私どもも楽曲ごとに、何回演奏されたかを申告するのが基本と考えます。しかし、それが現実的にできるかというと、大きな負担となるので難しい。

 音楽教室につきましては1曲いくらという形も用意しています。カラオケ店には同様にどちらかの契約方法を選んでいただいています。包括契約のほうが定期券のように1曲あたりの金額は割安になることが多いです」(前出・JASRAC広報部)

著作権トラブルに巻き込まれる芸能人

 日本伝統の『雅楽』の演奏者の岩佐堅志さんもJASRACの徴収方法に疑問を抱いている1人。突然、ある公演における著作権料の支払いを求められたという。

「私が演奏する曲は、今から1000年以上前のもので、著作権の切れたものだけです。それなのに使用した曲を申告しろと言われたのです。担当者は、雅楽を“がらく”と呼ぶような方でした」

 芸能人が著作権トラブルに巻き込まれることも少なくない。

「'06年に森進一さんは『おふくろさん』に勝手に歌詞を付け加えたとして、作詞者である川内康範さんと著作権の侵害について騒動に。'07年にJASRACによって“改変版の歌唱・利用許諾はできない”とされ、森さんは『おふくろさん』を歌えなくなりましたが、川内さんが亡くなった'08年に川内さんの長男と和解。オリジナル曲のみを歌うことを条件に歌唱が解禁されました」(前出・レコード会社社員)

 '15年には演歌歌手の平浩二がMr.Childrenの歌詞をほぼ丸パクリして話題に。'06年には槇原敬之が漫画家の松本零士の『銀河鉄道999』のセリフを楽曲で盗作したとして、裁判ざたに。また問題は政界でも……。

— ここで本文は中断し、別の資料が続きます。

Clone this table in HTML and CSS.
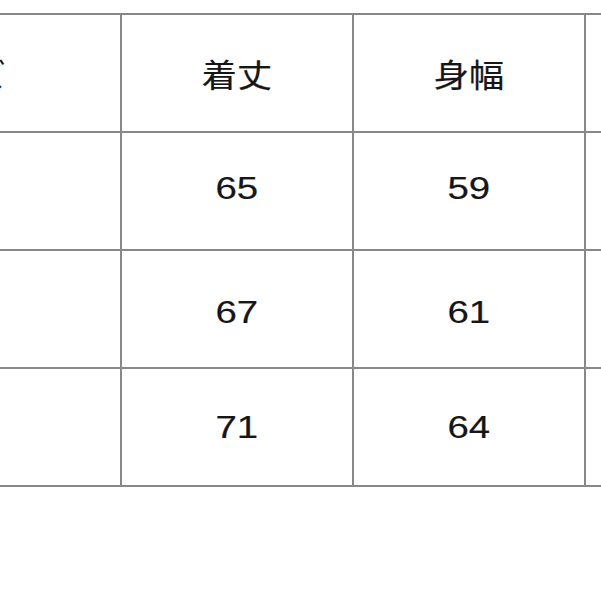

「'13年に大ヒットしたNHKの連続テレビ小説『あまちゃん』のテーマ曲を東京都議選の候補者が無断で使用。著作権の侵害だと、作曲者からの指摘で使用を取りやめました」(政治部記者)

 宇多田が望むように個人の裁量で音楽教室での楽曲使用に関する著作権料を“無料”にすることはできるのか。

音楽教室というひとつの分野だけ、特別扱いするような形で著作権料を無料にすることはできません」(前出・JASRAC広報部)

 人生を豊かにするはずの音楽が争いのもとになるとは。JASRACもアーティストも音楽教室事業者そして私たちも納得して音楽を楽しめるのは日は来るのだろうか。